Hi--
>> I posted this to r.v.:
>> > How do I get the best quality still shots for grabbing with my Snappy
>> > using the photo mode?
>> There is no need to use the photo mode, since you can "pause" the
>> motion video (even selecting the particular frame you want to capture...),
>> and use one of the higher-quality capture settings in the Snappy software
>> to capture the still single frame. (I have samples on my web page, under
>> "Changing Showz", baseball game - and the home-page photo, of Snappy
>> captures of individual motion video frames. It works quite well...)
>> BTW, it may help to
>> Hope This Helps
>What do you mean by:
>"capture images at twice the intended size, reducing using pixel
>interpolation, then sharpening the result - "stairstepping" can often be
>minimized this way."
>I cannot seem to get good sharp pictures. See my home
>page:geodav-lou@worldnet.att.net.
The address appears to be incorrect...
I meant that scanned/grabbed images often show jaggies when sharpened
in photo-manipulation programs, but if captured at twice intended size and reduced, using a pixel interpolation tool, like in Micrographyx or Photoshop, the (soft) result can be sharpened successfully with minimal
stair-stepping effects...
>The first picture "yours truly" was scanned and the rest on that page
>are grabbed. On the second page they were all scanned.

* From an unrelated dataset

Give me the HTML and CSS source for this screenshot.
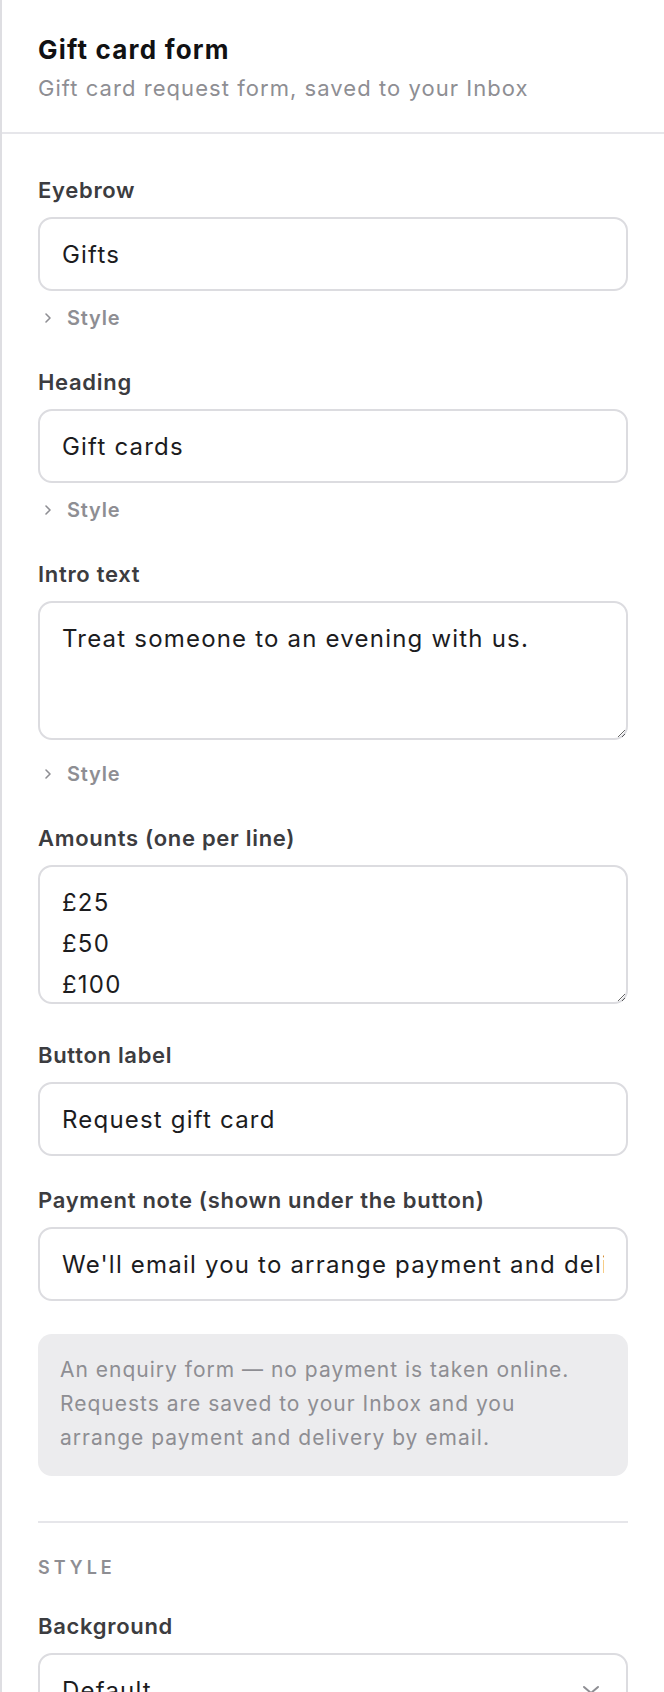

>Your grabbed pictures of baseball game are better than my scanned
>pictures.
>Any ideas appreciated.
>george
GDavidson
I generally go through several stages of sharpening - first an
"unsharp mask", then an overall simple sharpening, then I mask particular
areas to sharpen (or sometimes smooth) - it is an interpretive process, to
get back to a good screen interpretation of the original (straight scans
doen't look very sharp, and often need tonal and color balance adjustments to "read" well on the computer monitor).
Have fun with it (and try saving a scan untouched as a backup, then
make several copies and try different things on them, see if you can
improve on the original with one or more of them...).